EXERCISE PROMPT
Please set down all the lines beneath this one exactly, without the pictures.

GIVEN DATA
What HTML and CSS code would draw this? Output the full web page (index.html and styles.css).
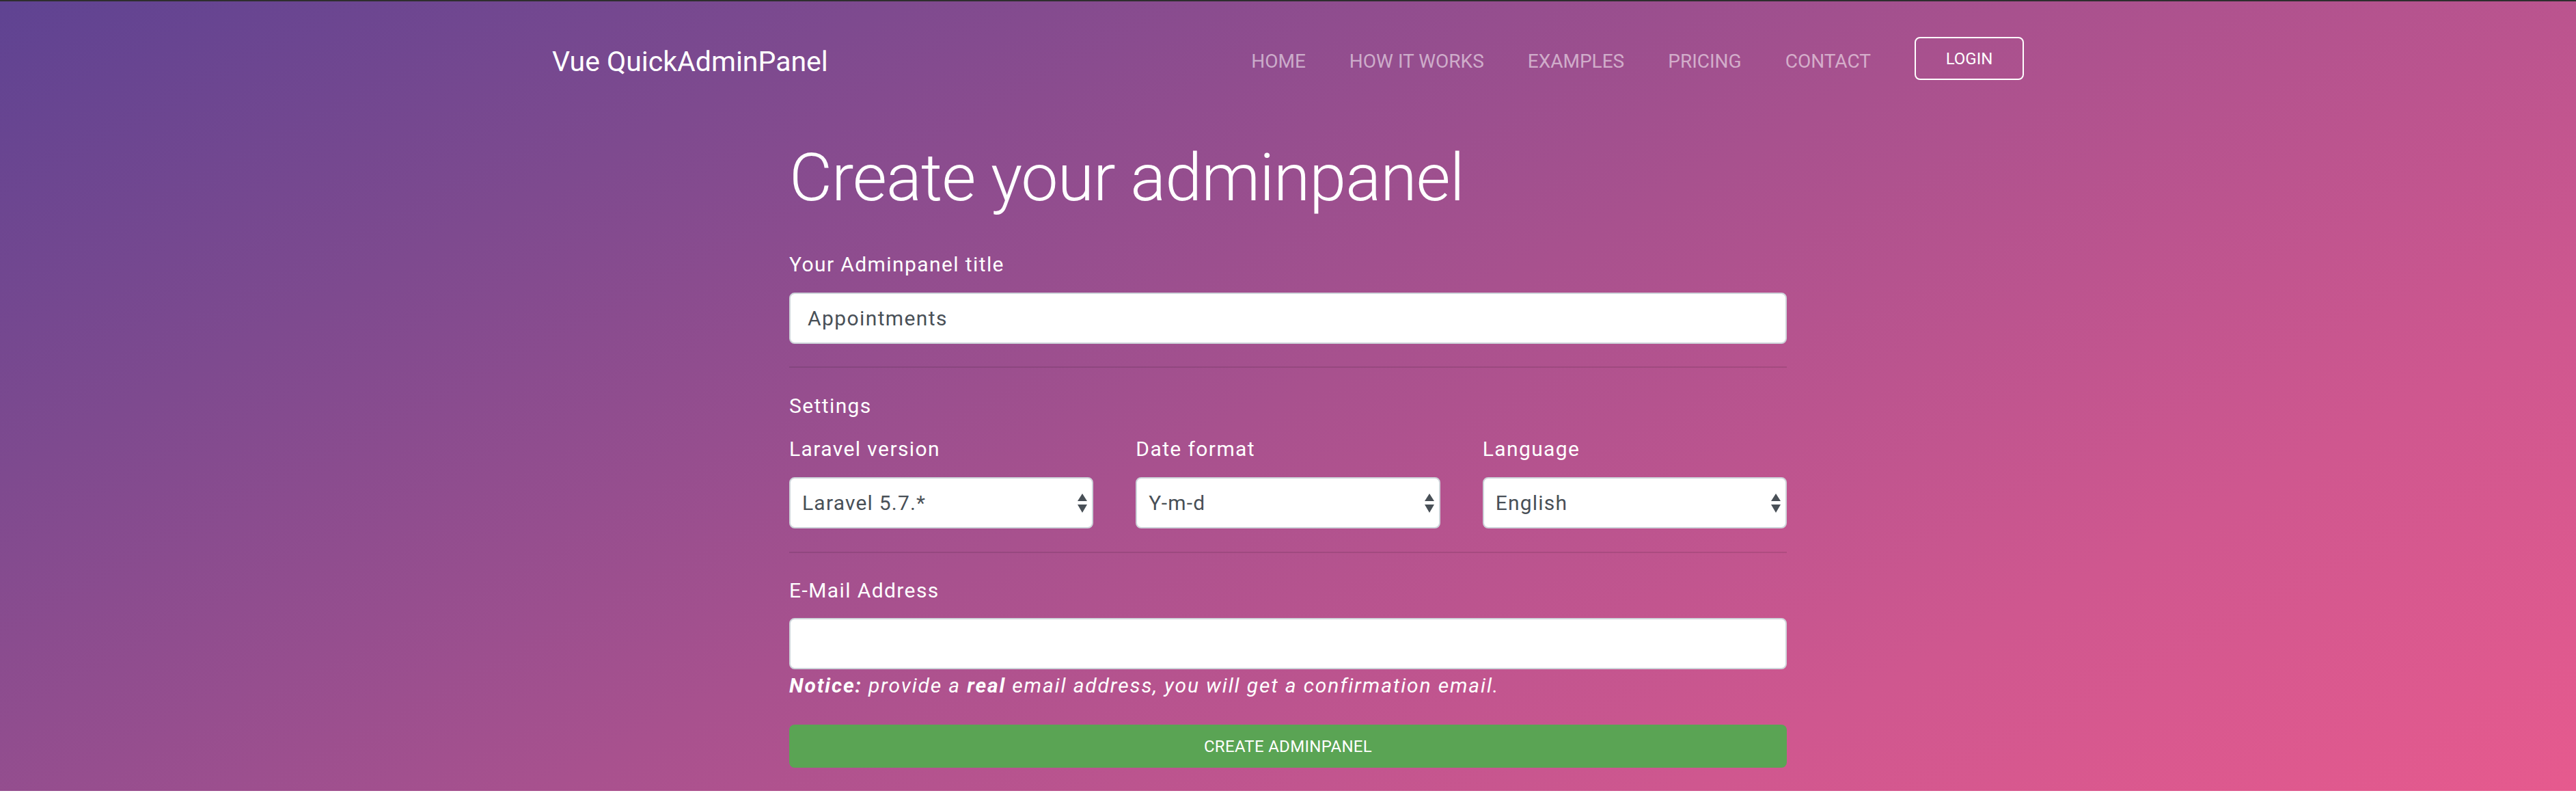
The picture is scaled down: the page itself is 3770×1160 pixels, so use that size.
FILE: index.html
```html
<!DOCTYPE html>
<html lang="en">
<head>
<meta charset="utf-8">
<title>Vue QuickAdminPanel</title>
<link rel="stylesheet" href="styles.css">
</head>
<body>
<div class="hero">
  <nav class="navbar">
    <a class="brand" href="#">Vue QuickAdminPanel</a>
    <ul class="nav-links">
      <li><a href="#">HOME</a></li>
      <li><a href="#">HOW IT WORKS</a></li>
      <li><a href="#">EXAMPLES</a></li>
      <li><a href="#">PRICING</a></li>
      <li><a href="#">CONTACT</a></li>
    </ul>
    <a class="login" href="#">LOGIN</a>
  </nav>

  <main class="form-wrap">
    <h1 class="title">Create your adminpanel</h1>

    <label class="label lbl-title">Your Adminpanel title</label>
    <div class="input input-title">Appointments</div>

    <div class="divider div-1"></div>

    <div class="label lbl-settings">Settings</div>
    <div class="settings-grid">
      <div class="field">
        <label class="label">Laravel version</label>
        <div class="select"><span>Laravel 5.7.*</span>
          <svg class="arrows" width="14" height="28" viewBox="0 0 14 28"><path d="M7 0 L14 11 L0 11 Z M0 16 L14 16 L7 28 Z" fill="#495057"/></svg>
        </div>
      </div>
      <div class="field">
        <label class="label">Date format</label>
        <div class="select"><span>Y-m-d</span>
          <svg class="arrows" width="14" height="28" viewBox="0 0 14 28"><path d="M7 0 L14 11 L0 11 Z M0 16 L14 16 L7 28 Z" fill="#495057"/></svg>
        </div>
      </div>
      <div class="field">
        <label class="label">Language</label>
        <div class="select"><span>English</span>
          <svg class="arrows" width="14" height="28" viewBox="0 0 14 28"><path d="M7 0 L14 11 L0 11 Z M0 16 L14 16 L7 28 Z" fill="#495057"/></svg>
        </div>
      </div>
    </div>

    <div class="divider div-2"></div>

    <label class="label lbl-email">E-Mail Address</label>
    <div class="input input-email"></div>
    <p class="notice"><b>Notice:</b> provide a <b>real</b> email address, you will get a confirmation email.</p>

    <button class="create-btn">CREATE ADMINPANEL</button>
  </main>
</div>
</body>
</html>
```

FILE: styles.css
```css
* { box-sizing: border-box; }

html, body {
  margin: 0;
  padding: 0;
  background: #ffffff;
  font-family: Roboto, "Liberation Sans", Arial, sans-serif;
}

.hero {
  height: 1157px;
  border-top: 2px solid #2e2e2e;
  background: linear-gradient(152deg, #5f4392 0%, #7e4a8f 22%, #a8518e 50%, #cf578f 78%, #e65a8e 100%);
  color: #ffffff;
  overflow: hidden;
}

/* NAVBAR */
.navbar {
  width: 2154px;
  margin: 52px auto 0;
  height: 63px;
  display: flex;
  align-items: center;
}

.brand {
  color: #ffffff;
  text-decoration: none;
  font-size: 41px;
  line-height: 40px;
  padding-top: 8px;
  margin-right: auto;
}

.nav-links {
  list-style: none;
  margin: 0;
  padding: 0;
  display: flex;
  align-items: center;
  padding-top: 8px;
}

.nav-links a {
  display: block;
  padding: 0 32px;
  color: rgba(255, 255, 255, 0.55);
  text-decoration: none;
  font-size: 28px;
  line-height: 30px;
}

.login {
  margin-left: 32px;
  width: 160px;
  height: 63px;
  border: 2px solid #ffffff;
  border-radius: 8px;
  color: #ffffff;
  text-decoration: none;
  font-size: 24px;
  display: flex;
  align-items: center;
  justify-content: center;
}

/* FORM */
.form-wrap {
  width: 1460px;
  margin: 0 auto;
}

.title {
  margin: 85px 0 0;
  font-size: 97px;
  line-height: 117px;
  font-weight: 300;
  letter-spacing: -1px;
}

.label {
  display: block;
  font-size: 30px;
  line-height: 36px;
  letter-spacing: 1.4px;
  color: #ffffff;
}

.lbl-title { margin-top: 50px; }

.input {
  height: 75px;
  background: #ffffff;
  border: 2px solid #ced4da;
  border-radius: 8px;
  color: #495057;
  font-size: 30px;
  line-height: 71px;
  letter-spacing: 1.4px;
  padding: 0 25px;
}

.input-title { margin-top: 23px; }

.divider {
  height: 2px;
  background: rgba(0, 0, 0, 0.1);
}

.div-1 { margin-top: 33px; }

.lbl-settings { margin-top: 38px; }

.settings-grid {
  margin-top: 27px;
  display: grid;
  grid-template-columns: 1fr 1fr 1fr;
  column-gap: 62px;
}

.select {
  margin-top: 23px;
  height: 75px;
  background: #ffffff;
  border: 2px solid #ced4da;
  border-radius: 8px;
  color: #495057;
  font-size: 30px;
  letter-spacing: 1.2px;
  padding: 0 7px 0 17px;
  display: flex;
  align-items: center;
  justify-content: space-between;
}

.arrows { display: block; }

.div-2 { margin-top: 34px; }

.lbl-email { margin-top: 37px; }

.input-email { margin-top: 22px; }

.notice {
  margin: 6px 0 0;
  font-size: 30px;
  line-height: 36px;
  font-style: italic;
  letter-spacing: 1.85px;
}

.notice b { font-weight: 700; }

.create-btn {
  display: block;
  width: 100%;
  height: 63px;
  margin-top: 39px;
  background: #5aa454;
  border: none;
  border-radius: 8px;
  color: #ffffff;
  font-family: Roboto, "Liberation Sans", Arial, sans-serif;
  font-size: 24px;
  letter-spacing: 0.3px;
  padding: 0;
}
```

SOLUTION FOR THIS PROBLEM
What HTML and CSS code would draw this? Output the full web page (index.html and styles.css).
The picture is scaled down: the page itself is 3770×1160 pixels, so use that size.
FILE: index.html
```html
<!DOCTYPE html>
<html lang="en">
<head>
<meta charset="utf-8">
<title>Vue QuickAdminPanel</title>
<link rel="stylesheet" href="styles.css">
</head>
<body>
<div class="hero">
  <nav class="navbar">
    <a class="brand" href="#">Vue QuickAdminPanel</a>
    <ul class="nav-links">
      <li><a href="#">HOME</a></li>
      <li><a href="#">HOW IT WORKS</a></li>
      <li><a href="#">EXAMPLES</a></li>
      <li><a href="#">PRICING</a></li>
      <li><a href="#">CONTACT</a></li>
    </ul>
    <a class="login" href="#">LOGIN</a>
  </nav>

  <main class="form-wrap">
    <h1 class="title">Create your adminpanel</h1>

    <label class="label lbl-title">Your Adminpanel title</label>
    <div class="input input-title">Appointments</div>

    <div class="divider div-1"></div>

    <div class="label lbl-settings">Settings</div>
    <div class="settings-grid">
      <div class="field">
        <label class="label">Laravel version</label>
        <div class="select"><span>Laravel 5.7.*</span>
          <svg class="arrows" width="14" height="28" viewBox="0 0 14 28"><path d="M7 0 L14 11 L0 11 Z M0 16 L14 16 L7 28 Z" fill="#495057"/></svg>
        </div>
      </div>
      <div class="field">
        <label class="label">Date format</label>
        <div class="select"><span>Y-m-d</span>
          <svg class="arrows" width="14" height="28" viewBox="0 0 14 28"><path d="M7 0 L14 11 L0 11 Z M0 16 L14 16 L7 28 Z" fill="#495057"/></svg>
        </div>
      </div>
      <div class="field">
        <label class="label">Language</label>
        <div class="select"><span>English</span>
          <svg class="arrows" width="14" height="28" viewBox="0 0 14 28"><path d="M7 0 L14 11 L0 11 Z M0 16 L14 16 L7 28 Z" fill="#495057"/></svg>
        </div>
      </div>
    </div>

    <div class="divider div-2"></div>

    <label class="label lbl-email">E-Mail Address</label>
    <div class="input input-email"></div>
    <p class="notice"><b>Notice:</b> provide a <b>real</b> email address, you will get a confirmation email.</p>

    <button class="create-btn">CREATE ADMINPANEL</button>
  </main>
</div>
</body>
</html>
```

FILE: styles.css
```css
* { box-sizing: border-box; }

html, body {
  margin: 0;
  padding: 0;
  background: #ffffff;
  font-family: Roboto, "Liberation Sans", Arial, sans-serif;
}

.hero {
  height: 1157px;
  border-top: 2px solid #2e2e2e;
  background: linear-gradient(152deg, #5f4392 0%, #7e4a8f 22%, #a8518e 50%, #cf578f 78%, #e65a8e 100%);
  color: #ffffff;
  overflow: hidden;
}

/* NAVBAR */
.navbar {
  width: 2154px;
  margin: 52px auto 0;
  height: 63px;
  display: flex;
  align-items: center;
}

.brand {
  color: #ffffff;
  text-decoration: none;
  font-size: 41px;
  line-height: 40px;
  padding-top: 8px;
  margin-right: auto;
}

.nav-links {
  list-style: none;
  margin: 0;
  padding: 0;
  display: flex;
  align-items: center;
  padding-top: 8px;
}

.nav-links a {
  display: block;
  padding: 0 32px;
  color: rgba(255, 255, 255, 0.55);
  text-decoration: none;
  font-size: 28px;
  line-height: 30px;
}

.login {
  margin-left: 32px;
  width: 160px;
  height: 63px;
  border: 2px solid #ffffff;
  border-radius: 8px;
  color: #ffffff;
  text-decoration: none;
  font-size: 24px;
  display: flex;
  align-items: center;
  justify-content: center;
}

/* FORM */
.form-wrap {
  width: 1460px;
  margin: 0 auto;
}

.title {
  margin: 85px 0 0;
  font-size: 97px;
  line-height: 117px;
  font-weight: 300;
  letter-spacing: -1px;
}

.label {
  display: block;
  font-size: 30px;
  line-height: 36px;
  letter-spacing: 1.4px;
  color: #ffffff;
}

.lbl-title { margin-top: 50px; }

.input {
  height: 75px;
  background: #ffffff;
  border: 2px solid #ced4da;
  border-radius: 8px;
  color: #495057;
  font-size: 30px;
  line-height: 71px;
  letter-spacing: 1.4px;
  padding: 0 25px;
}

.input-title { margin-top: 23px; }

.divider {
  height: 2px;
  background: rgba(0, 0, 0, 0.1);
}

.div-1 { margin-top: 33px; }

.lbl-settings { margin-top: 38px; }

.settings-grid {
  margin-top: 27px;
  display: grid;
  grid-template-columns: 1fr 1fr 1fr;
  column-gap: 62px;
}

.select {
  margin-top: 23px;
  height: 75px;
  background: #ffffff;
  border: 2px solid #ced4da;
  border-radius: 8px;
  color: #495057;
  font-size: 30px;
  letter-spacing: 1.2px;
  padding: 0 7px 0 17px;
  display: flex;
  align-items: center;
  justify-content: space-between;
}

.arrows { display: block; }

.div-2 { margin-top: 34px; }

.lbl-email { margin-top: 37px; }

.input-email { margin-top: 22px; }

.notice {
  margin: 6px 0 0;
  font-size: 30px;
  line-height: 36px;
  font-style: italic;
  letter-spacing: 1.85px;
}

.notice b { font-weight: 700; }

.create-btn {
  display: block;
  width: 100%;
  height: 63px;
  margin-top: 39px;
  background: #5aa454;
  border: none;
  border-radius: 8px;
  color: #ffffff;
  font-family: Roboto, "Liberation Sans", Arial, sans-serif;
  font-size: 24px;
  letter-spacing: 0.3px;
  padding: 0;
}
```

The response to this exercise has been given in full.